RESEARCH INTERESTS
Language, Memory, and Attention
Collaborators: Duane Watson and Aaron Benjamin
Since people cannot attend to and remember everything, they must identify the most important pieces of information they hear. I am investigating how various cues in speech, like prosodic stress and disfluency, affect what listeners pay attention to and what listeners remember. For example, an utterance like "The REPORTER won an award for covering the robbery" suggests that what's most important is that the reporter, and not someone else, won the award. But, "The reporter won an award for covering the ROBBERY" suggests that what's important is that the award was won for covering the robbery, and not some other story. I am investigating exactly how these cues affect memory and how the use of this information differs across the lifespan.
Publications and presentations from this project:
- Fraundorf, S. H., Watson, D. G., & Benjamin, A. S. (in preparation). Is contrastive accenting really contrastive?: Effects of pitch accenting on memory for a discourse.
- Fraundorf, S. H., Watson, D. G., & Benjamin, A. S. (2009, March). Is contrastive accenting really CONTRASTIVE?: Effects of contrastive accenting on processing in a discourse. Poster presented at CUNY 2009: Conference on Human Sentence Processing, Davis, CA. [ PDF ]

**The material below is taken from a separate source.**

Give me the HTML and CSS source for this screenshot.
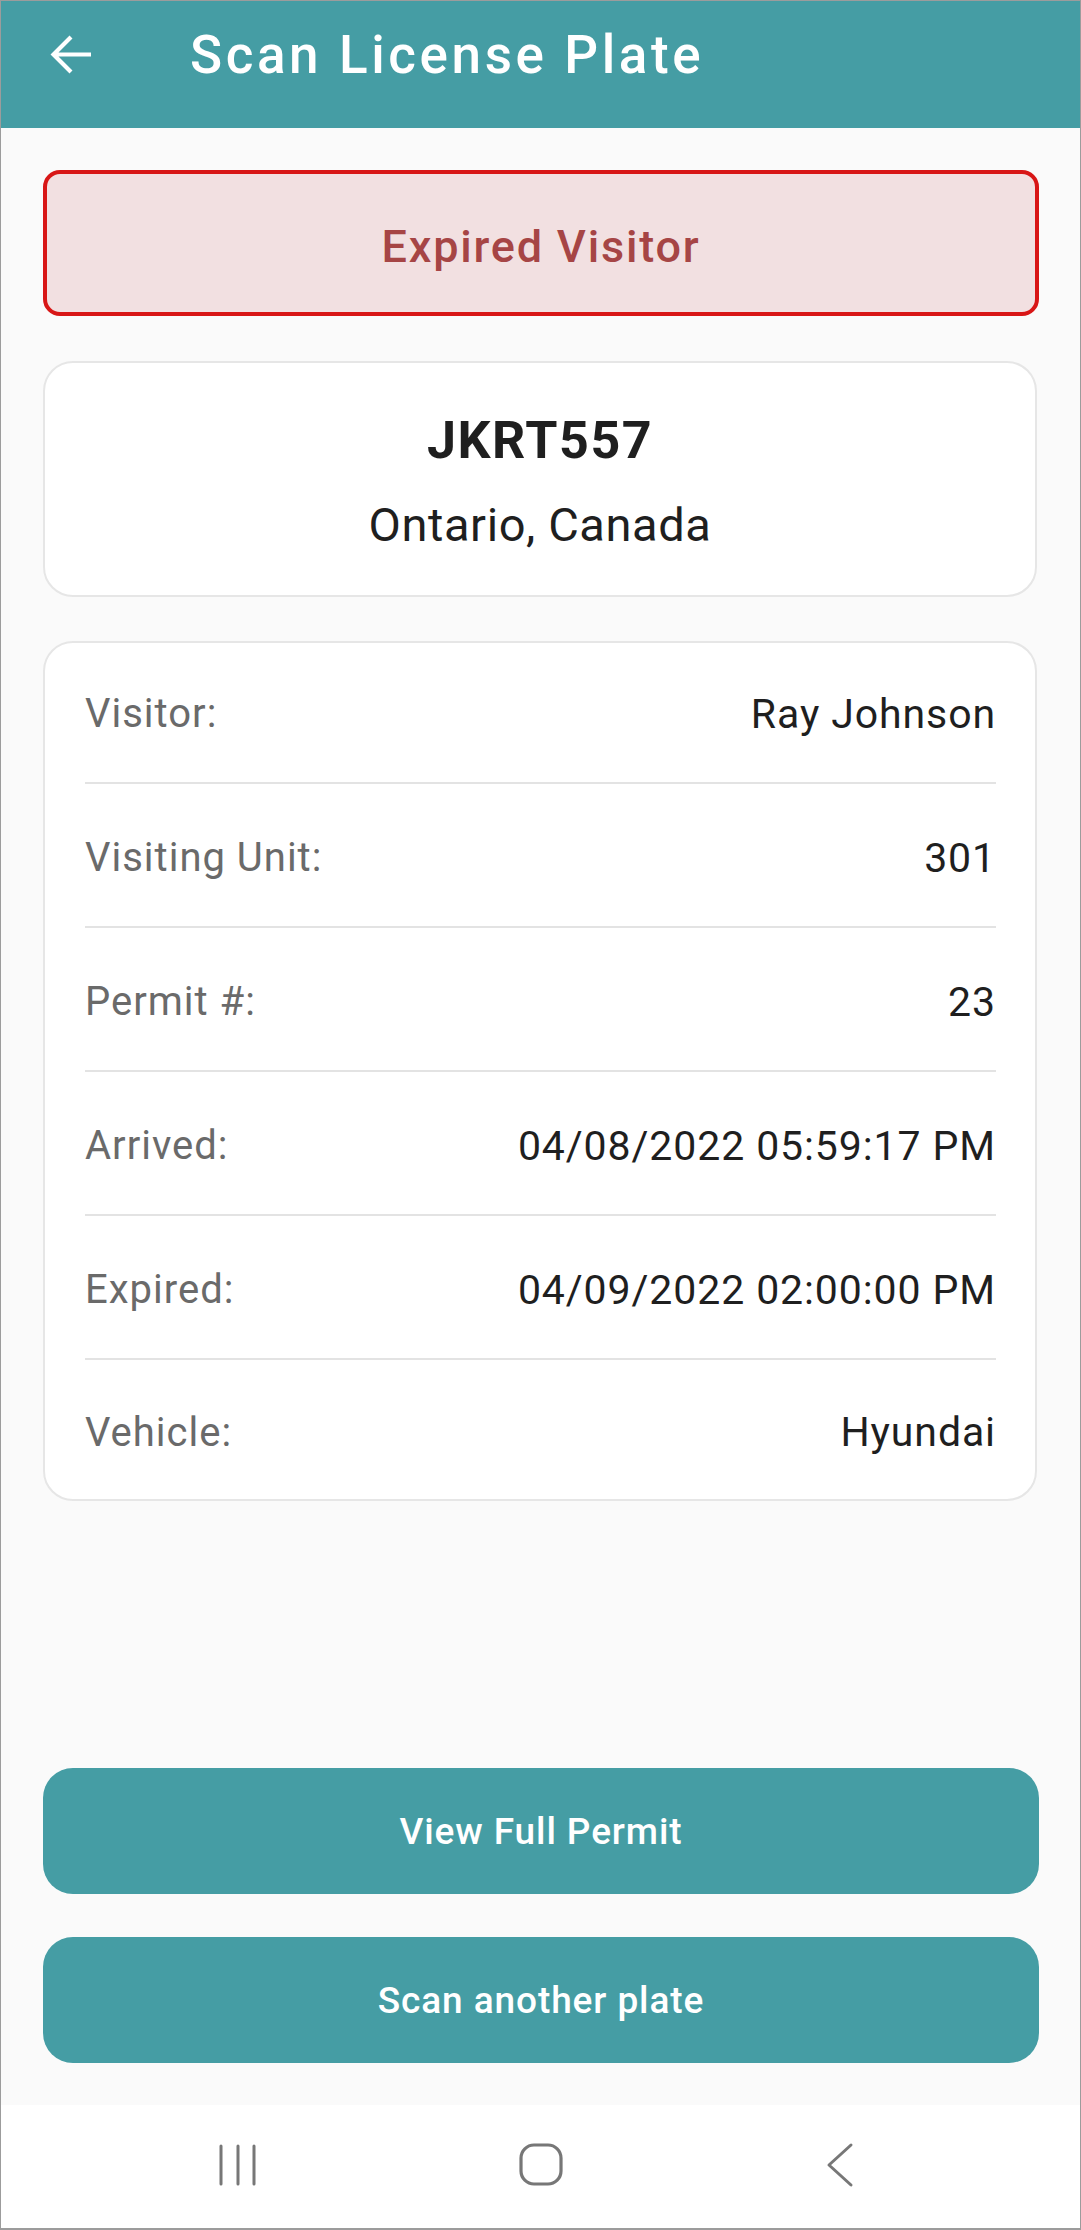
FILE: index.html
```html
<html>
<head>
    <link rel="stylesheet" href="styles.css">
</head>
<body>
    <div class="screen">
        <div class="topbar">
            <svg class="back" width="44" height="44" viewBox="0 0 44 44">
                <path d="M41 21.5H4M21 4L3.5 21.5L21 39" fill="none" stroke="#fff" stroke-width="4.2"/>
            </svg>
            <h1>Scan License Plate</h1>
        </div>

        <div class="content">
            <div class="status">Expired Visitor</div>

            <div class="card plate">
                <div class="plate-number">JKRT557</div>
                <div class="plate-region">Ontario, Canada</div>
            </div>

            <div class="card details">
                <div class="row"><span class="label">Visitor:</span><span class="value">Ray Johnson</span></div>
                <div class="row"><span class="label">Visiting Unit:</span><span class="value">301</span></div>
                <div class="row"><span class="label">Permit #:</span><span class="value">23</span></div>
                <div class="row"><span class="label">Arrived:</span><span class="value">04/08/2022 05:59:17 PM</span></div>
                <div class="row"><span class="label">Expired:</span><span class="value">04/09/2022 02:00:00 PM</span></div>
                <div class="row"><span class="label">Vehicle:</span><span class="value">Hyundai</span></div>
            </div>

            <div class="actions">
                <button class="btn">View Full Permit</button>
                <button class="btn">Scan another plate</button>
            </div>
        </div>

        <div class="navbar">
            <svg width="40" height="44" viewBox="0 0 40 44">
                <path d="M3 3V41M20 3V41M36 3V41" stroke="#777" stroke-width="3" stroke-linecap="round"/>
            </svg>
            <svg width="48" height="46" viewBox="0 0 48 46">
                <rect x="4" y="3" width="40" height="39" rx="13" fill="none" stroke="#777" stroke-width="3.2"/>
            </svg>
            <svg width="32" height="46" viewBox="0 0 32 46">
                <path d="M26 3L4 23L26 43" fill="none" stroke="#777" stroke-width="3" stroke-linecap="round" stroke-linejoin="round"/>
            </svg>
        </div>
    </div>
</body>
</html>
```

FILE: styles.css
```css
* {
    box-sizing: border-box;
}
body {
    margin: 0;
    font-family: Roboto, "Liberation Sans", sans-serif;
    color: #1f1f1f;
}
.screen {
    display: flex;
    flex-direction: column;
    height: 2230px;
    background-color: #fafafa;
    border: 1px solid #9c9c9c;
    border-bottom-width: 2px;
}
.topbar {
    display: flex;
    align-items: center;
    height: 127px;
    padding: 0 0 20px 49px;
    background-color: #459da4;
}
.topbar h1 {
    margin: 0 0 0 96px;
    color: #fff;
    font-size: 53px;
    font-weight: 500;
    letter-spacing: 3.6px;
}
.content {
    flex: 1;
    display: flex;
    flex-direction: column;
    padding: 42px 41px 42px 42px;
}
.status {
    height: 146px;
    display: flex;
    align-items: center;
    justify-content: center;
    padding-top: 7px;
    background-color: #f2e0e1;
    border: 4px solid #d81616;
    border-radius: 17px;
    color: #a64545;
    font-size: 45px;
    font-weight: 500;
    letter-spacing: 1.8px;
}
.card {
    background-color: #fff;
    border: 2px solid #e6e6e6;
    border-radius: 30px;
    width: 994px;
}
.plate {
    margin-top: 45px;
    height: 236px;
    display: flex;
    flex-direction: column;
    align-items: center;
    justify-content: center;
    gap: 34px;
    padding-top: 4px;
}
.plate-number {
    font-size: 52px;
    font-weight: 700;
    letter-spacing: 1.5px;
    line-height: 1;
}
.plate-region {
    font-size: 47px;
    line-height: 1;
    letter-spacing: 0.6px;
}
.details {
    margin-top: 44px;
    padding: 0 39px 0 40px;
}
.row {
    display: flex;
    justify-content: space-between;
    align-items: center;
    height: 144px;
    padding-top: 5px;
    border-bottom: 2px solid #e3e3e3;
    font-size: 40px;
}
.row:first-child {
    height: 141px;
    padding-top: 2px;
}
.row:last-child {
    border-bottom: none;
    height: 139px;
}
.label {
    color: #6a6a6a;
    letter-spacing: 1px;
}
.value {
    color: #1f1f1f;
    font-size: 41px;
    letter-spacing: 0.9px;
}
.actions {
    margin-top: auto;
    display: flex;
    flex-direction: column;
    gap: 43px;
}
.btn {
    height: 126px;
    width: 996px;
    border: none;
    border-radius: 30px;
    background-color: #459da4;
    color: #fff;
    font-family: Roboto, "Liberation Sans", sans-serif;
    font-size: 37px;
    font-weight: 500;
    letter-spacing: 0.9px;
}
.navbar {
    height: 123px;
    background-color: #fff;
    display: flex;
    align-items: center;
    padding-bottom: 4px;
}
.navbar svg:nth-child(1) {
    margin-left: 217px;
}
.navbar svg:nth-child(2) {
    margin-left: 259px;
}
.navbar svg:nth-child(3) {
    margin-left: 260px;
}
```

- Fraundorf, S. H. (2009, March). Are contrastive accents contrastive?: Effects of pitch accenting on memory for discourse. Oral presentation to the Language Processing Brown Bag at the University of Illinois at Urbana-Champaign.
- Fraundorf, S. H., Watson, D. G., & Benjamin, A. S. (2008, November). Effects of prosodic stress on memory in language comprehension. Poster presented at the 49th Annual Meeting of the Psychonomic Society, Chicago, IL. [ PDF ]

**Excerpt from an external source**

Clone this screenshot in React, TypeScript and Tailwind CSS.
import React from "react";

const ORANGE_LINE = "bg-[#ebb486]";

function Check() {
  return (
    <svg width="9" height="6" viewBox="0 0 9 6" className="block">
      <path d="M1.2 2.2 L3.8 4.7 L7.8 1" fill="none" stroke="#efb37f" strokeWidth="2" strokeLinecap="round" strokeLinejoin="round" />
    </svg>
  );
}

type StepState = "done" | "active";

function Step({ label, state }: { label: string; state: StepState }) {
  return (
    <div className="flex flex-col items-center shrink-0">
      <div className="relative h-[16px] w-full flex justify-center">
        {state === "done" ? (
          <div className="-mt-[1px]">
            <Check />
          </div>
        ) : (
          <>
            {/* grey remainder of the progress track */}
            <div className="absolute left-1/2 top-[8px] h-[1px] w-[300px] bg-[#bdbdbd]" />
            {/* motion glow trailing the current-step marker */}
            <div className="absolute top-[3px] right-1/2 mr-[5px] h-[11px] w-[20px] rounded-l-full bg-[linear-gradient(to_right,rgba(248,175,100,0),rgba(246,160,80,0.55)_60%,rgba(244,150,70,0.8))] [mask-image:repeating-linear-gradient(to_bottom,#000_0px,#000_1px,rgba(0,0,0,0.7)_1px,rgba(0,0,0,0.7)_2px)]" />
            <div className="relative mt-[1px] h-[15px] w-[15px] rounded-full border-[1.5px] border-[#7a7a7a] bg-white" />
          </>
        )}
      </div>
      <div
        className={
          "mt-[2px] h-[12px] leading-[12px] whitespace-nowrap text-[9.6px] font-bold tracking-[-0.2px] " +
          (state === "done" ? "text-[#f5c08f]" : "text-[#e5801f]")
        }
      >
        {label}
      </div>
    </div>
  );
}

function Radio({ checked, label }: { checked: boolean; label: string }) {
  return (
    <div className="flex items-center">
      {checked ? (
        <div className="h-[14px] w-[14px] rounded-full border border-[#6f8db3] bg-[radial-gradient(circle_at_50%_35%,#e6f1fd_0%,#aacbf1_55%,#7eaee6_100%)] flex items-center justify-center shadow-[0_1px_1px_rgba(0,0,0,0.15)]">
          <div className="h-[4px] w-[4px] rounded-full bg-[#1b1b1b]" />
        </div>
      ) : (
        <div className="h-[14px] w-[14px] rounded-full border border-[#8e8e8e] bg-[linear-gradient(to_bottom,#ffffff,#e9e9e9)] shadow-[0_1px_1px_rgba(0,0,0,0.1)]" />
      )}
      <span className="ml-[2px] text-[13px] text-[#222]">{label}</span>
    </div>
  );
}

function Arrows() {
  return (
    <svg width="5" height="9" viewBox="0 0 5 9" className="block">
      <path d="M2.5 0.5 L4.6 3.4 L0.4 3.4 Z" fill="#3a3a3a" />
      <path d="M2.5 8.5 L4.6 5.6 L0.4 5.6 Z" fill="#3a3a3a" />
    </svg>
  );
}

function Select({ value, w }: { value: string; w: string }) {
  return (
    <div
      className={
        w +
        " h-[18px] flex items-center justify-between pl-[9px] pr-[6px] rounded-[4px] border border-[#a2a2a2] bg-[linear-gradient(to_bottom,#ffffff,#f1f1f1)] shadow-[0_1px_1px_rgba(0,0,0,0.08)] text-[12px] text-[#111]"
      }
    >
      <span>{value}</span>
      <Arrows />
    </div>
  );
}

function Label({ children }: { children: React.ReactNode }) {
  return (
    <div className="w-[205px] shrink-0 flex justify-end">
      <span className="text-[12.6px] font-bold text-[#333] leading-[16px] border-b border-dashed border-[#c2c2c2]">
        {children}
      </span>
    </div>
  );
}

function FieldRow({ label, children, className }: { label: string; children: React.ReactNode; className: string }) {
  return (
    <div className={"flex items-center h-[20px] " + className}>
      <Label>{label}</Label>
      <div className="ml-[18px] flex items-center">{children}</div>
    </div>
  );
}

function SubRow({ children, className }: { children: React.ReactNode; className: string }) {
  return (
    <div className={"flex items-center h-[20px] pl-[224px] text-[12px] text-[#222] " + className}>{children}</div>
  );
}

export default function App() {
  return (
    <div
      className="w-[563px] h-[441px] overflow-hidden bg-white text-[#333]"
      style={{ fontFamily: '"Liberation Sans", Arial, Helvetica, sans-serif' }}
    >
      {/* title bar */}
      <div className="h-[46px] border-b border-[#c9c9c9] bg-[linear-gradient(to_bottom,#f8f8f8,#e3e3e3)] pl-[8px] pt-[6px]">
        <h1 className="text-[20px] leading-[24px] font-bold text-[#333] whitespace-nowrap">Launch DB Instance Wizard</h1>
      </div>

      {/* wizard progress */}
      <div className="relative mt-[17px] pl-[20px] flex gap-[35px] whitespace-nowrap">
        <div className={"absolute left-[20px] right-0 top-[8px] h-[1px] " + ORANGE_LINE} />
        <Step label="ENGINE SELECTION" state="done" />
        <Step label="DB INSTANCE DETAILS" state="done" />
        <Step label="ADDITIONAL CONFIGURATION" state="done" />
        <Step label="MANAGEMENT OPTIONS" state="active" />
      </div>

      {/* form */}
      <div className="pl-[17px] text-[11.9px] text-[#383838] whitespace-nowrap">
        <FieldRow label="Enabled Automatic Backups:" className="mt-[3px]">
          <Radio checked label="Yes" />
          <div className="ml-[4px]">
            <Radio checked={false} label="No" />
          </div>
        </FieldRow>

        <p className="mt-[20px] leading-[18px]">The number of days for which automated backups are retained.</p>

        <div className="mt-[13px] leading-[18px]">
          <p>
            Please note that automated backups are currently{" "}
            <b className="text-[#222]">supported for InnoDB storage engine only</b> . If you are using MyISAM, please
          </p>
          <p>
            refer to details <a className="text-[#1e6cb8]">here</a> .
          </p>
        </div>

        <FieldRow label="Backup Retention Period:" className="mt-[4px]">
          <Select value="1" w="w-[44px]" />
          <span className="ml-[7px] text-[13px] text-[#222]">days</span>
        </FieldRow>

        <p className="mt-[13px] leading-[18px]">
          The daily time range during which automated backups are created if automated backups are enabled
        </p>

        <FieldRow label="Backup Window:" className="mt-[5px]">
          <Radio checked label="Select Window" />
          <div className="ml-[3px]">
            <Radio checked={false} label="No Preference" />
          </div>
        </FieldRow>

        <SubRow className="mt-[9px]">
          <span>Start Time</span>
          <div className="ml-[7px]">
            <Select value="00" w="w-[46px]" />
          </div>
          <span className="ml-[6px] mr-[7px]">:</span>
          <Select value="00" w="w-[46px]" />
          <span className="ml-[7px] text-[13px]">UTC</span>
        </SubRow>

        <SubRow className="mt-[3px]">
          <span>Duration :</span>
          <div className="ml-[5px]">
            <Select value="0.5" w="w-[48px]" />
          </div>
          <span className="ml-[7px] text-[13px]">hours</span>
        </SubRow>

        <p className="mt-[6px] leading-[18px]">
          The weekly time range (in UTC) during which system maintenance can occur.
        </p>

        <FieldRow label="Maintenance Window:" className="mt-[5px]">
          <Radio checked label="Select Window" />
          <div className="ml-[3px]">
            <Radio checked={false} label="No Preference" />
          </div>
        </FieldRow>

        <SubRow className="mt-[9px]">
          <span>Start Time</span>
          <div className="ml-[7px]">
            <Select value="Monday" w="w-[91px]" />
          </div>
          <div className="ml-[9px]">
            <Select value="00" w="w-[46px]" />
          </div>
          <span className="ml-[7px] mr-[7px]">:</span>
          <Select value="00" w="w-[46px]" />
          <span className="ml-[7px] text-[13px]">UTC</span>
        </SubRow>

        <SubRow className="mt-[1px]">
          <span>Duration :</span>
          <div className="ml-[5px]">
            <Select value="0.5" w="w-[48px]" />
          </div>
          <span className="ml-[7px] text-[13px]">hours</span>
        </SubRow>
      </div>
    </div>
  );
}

- Fraundorf, S. H., Watson, D. G., & Benjamin, A. S. (2008, April). Effect of pitch accents on memory in language comprehension. Poster presented at Experimental and Theoretical Advances in Prosody, Ithaca, NY.
- Fraundorf, S. H., Watson, D. G., & Benjamin, A. S. (2008, March). Effect of pitch accents on memory in language comprehension. Poster presented at CUNY 2008: Conference on Human Sentence Processing, Chapel Hill, NC. [ PDF ]
Disfluency
Collaborators: Duane Watson, Nazbanou Nozari, Gary Dell
A second line of research concerns disfluencies, or interruptions in regular speech. When we speak, we often encounter problems like saying "uh" and "um," repeating words we have already said, or interrupting ourselves to correct something we said previously. Although these are different types of disfluencies, we currently do not know much about how these types are the same or different from one another. I am conducting work exploring how various kinds of disfluencies differ and how they may reflect different problems or processes in language production.

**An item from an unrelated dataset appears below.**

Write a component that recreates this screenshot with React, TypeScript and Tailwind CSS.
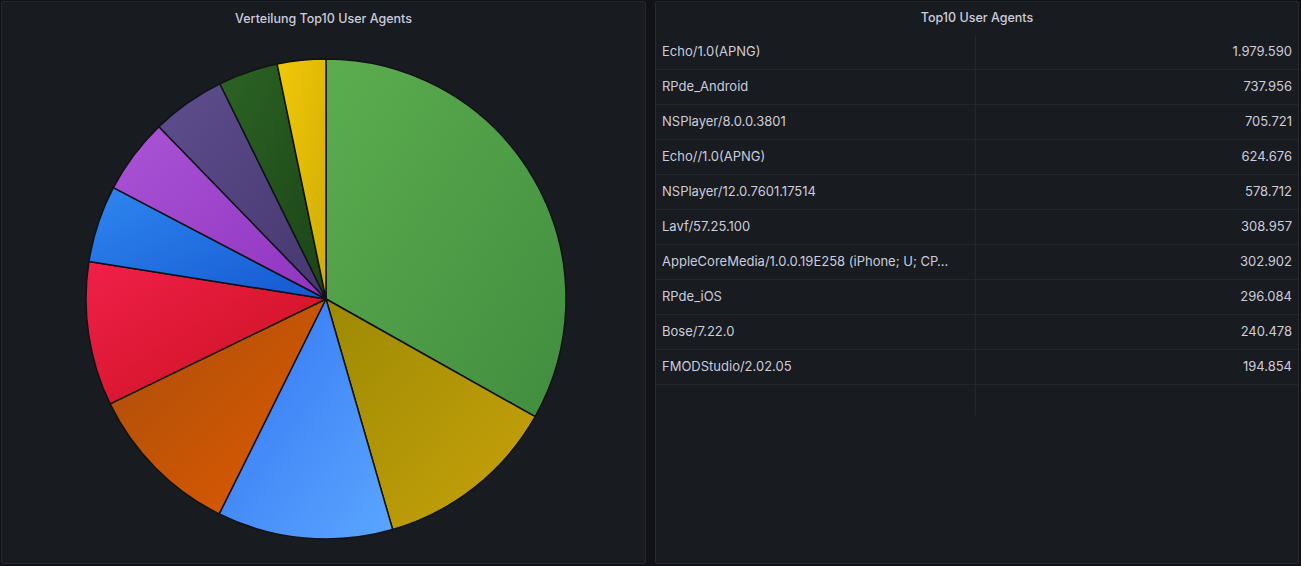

Publications and presentations from this project:
- Fraundorf, S. H., & Watson, D. G. (submitted). Alice's adventures in um-derland: Message-level influences on disfluency production.
- Fraundorf, S. H., & Watson, D. G. (2008, June). Dimensions of variation in disfluency production in discourse. In J. Ginzburg, P. Healey, & Y. Sato (Eds.), Proceedings of LONDIAL 2008, the 12th Workshop on the Semantics and Pragmatics of Dialogue, pp. 131-138. London: King's College London.
- Fraundorf, S. H., & Watson, D. G. (2008, March). Alice's adventures in um-derland: Dimensions of variation in disfluency production. Poster presented at CUNY 2008: Conference on Human Sentence Processing, Chapel Hill, NC. [ PDF ]
- Fraundorf, S. H. (2008, February). Through thee, uh, looking glass: Dimensions of variation in disfluency production. Oral presentation to the Language Processing Brown Bag at the University of Illinois at Urbana-Champaign.
- Fraundorf, S. H. (2007, August). Alice's adventures in um-derland: Dimensions of variation in disfluency production. Oral presentation to the cognitive division of the Department of Psychology at the University of Illinois at Urbana-Champaign.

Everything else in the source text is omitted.